Data
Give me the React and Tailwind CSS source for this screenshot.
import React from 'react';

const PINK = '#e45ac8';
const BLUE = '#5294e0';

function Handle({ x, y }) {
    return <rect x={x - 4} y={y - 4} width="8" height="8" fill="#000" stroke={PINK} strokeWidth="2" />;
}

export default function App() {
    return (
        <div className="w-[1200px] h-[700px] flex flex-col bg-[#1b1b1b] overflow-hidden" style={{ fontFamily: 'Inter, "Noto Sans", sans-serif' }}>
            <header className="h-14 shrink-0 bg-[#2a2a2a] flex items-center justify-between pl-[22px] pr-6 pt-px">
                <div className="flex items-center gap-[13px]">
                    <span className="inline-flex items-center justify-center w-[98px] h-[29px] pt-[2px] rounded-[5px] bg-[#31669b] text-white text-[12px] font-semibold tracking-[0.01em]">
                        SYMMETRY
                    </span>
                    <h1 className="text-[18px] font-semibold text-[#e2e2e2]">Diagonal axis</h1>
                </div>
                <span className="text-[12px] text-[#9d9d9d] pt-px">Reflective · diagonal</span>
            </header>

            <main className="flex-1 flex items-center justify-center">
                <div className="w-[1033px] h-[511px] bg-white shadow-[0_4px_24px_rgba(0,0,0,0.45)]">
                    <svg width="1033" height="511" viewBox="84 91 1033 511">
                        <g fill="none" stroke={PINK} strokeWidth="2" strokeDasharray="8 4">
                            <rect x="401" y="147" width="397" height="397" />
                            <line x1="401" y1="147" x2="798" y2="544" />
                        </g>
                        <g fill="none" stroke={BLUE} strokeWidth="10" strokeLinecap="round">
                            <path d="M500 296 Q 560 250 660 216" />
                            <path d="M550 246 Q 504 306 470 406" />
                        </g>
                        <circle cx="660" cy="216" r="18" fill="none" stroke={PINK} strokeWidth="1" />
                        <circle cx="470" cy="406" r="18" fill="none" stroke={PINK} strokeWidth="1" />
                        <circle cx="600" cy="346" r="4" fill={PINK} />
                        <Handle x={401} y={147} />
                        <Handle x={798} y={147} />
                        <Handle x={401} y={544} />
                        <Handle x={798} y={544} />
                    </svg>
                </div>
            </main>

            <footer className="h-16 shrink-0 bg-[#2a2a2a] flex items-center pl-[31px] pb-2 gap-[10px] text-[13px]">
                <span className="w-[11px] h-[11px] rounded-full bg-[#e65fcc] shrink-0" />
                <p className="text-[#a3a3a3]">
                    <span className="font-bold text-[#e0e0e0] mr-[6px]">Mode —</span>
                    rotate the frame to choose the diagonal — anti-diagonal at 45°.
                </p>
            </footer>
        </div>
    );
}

--

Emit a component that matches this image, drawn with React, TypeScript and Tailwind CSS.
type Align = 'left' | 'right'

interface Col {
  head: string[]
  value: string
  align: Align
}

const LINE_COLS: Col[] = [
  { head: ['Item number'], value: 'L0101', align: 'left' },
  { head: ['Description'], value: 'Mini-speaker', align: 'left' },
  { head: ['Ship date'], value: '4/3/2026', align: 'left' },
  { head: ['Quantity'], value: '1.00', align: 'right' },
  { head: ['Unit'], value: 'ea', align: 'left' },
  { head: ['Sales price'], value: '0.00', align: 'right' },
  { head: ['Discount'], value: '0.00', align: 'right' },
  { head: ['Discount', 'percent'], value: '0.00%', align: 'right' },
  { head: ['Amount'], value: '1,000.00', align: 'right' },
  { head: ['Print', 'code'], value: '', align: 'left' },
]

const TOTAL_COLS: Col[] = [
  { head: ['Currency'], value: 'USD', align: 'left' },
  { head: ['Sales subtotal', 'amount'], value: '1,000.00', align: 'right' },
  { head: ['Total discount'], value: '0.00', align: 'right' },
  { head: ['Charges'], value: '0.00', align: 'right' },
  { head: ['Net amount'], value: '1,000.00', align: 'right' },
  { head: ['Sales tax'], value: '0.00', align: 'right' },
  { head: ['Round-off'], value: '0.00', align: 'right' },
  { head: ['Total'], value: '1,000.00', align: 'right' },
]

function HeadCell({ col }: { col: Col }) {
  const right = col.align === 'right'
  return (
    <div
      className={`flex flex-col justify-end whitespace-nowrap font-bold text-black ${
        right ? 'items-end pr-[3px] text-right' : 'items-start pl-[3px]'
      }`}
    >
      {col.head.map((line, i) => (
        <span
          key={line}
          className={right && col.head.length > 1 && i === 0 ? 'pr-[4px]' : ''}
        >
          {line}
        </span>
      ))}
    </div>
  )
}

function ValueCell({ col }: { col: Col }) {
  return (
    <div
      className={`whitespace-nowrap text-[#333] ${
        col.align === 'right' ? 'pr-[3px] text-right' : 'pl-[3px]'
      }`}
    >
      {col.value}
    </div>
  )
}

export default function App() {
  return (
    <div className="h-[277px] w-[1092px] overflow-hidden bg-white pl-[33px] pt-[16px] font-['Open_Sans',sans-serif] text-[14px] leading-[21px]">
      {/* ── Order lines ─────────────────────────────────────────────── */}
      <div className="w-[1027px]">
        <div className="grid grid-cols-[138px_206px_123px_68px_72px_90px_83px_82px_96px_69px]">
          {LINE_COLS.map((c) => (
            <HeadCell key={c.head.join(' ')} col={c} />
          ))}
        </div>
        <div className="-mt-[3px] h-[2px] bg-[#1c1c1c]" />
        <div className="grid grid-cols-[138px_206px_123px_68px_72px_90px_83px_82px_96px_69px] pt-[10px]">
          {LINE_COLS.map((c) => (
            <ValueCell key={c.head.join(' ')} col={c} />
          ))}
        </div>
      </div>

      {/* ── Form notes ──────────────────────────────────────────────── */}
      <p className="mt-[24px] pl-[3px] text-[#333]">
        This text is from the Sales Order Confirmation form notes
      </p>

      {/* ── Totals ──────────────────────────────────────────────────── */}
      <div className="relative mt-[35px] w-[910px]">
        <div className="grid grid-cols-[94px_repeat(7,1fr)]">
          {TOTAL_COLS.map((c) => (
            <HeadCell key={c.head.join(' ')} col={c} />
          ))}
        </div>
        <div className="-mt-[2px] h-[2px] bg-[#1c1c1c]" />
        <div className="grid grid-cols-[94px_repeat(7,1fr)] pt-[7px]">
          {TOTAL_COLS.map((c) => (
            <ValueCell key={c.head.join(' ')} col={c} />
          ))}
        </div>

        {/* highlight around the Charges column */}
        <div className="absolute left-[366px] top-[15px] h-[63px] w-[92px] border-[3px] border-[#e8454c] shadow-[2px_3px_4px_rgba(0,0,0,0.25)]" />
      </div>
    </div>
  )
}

Goal of the exercise
Starting at the line that holds "Give me the", copy each line exactly and stop after the line that holds "const BLUE = '#5294e0';".

The solution
Give me the React and Tailwind CSS source for this screenshot.
import React from 'react';

const PINK = '#e45ac8';
const BLUE = '#5294e0';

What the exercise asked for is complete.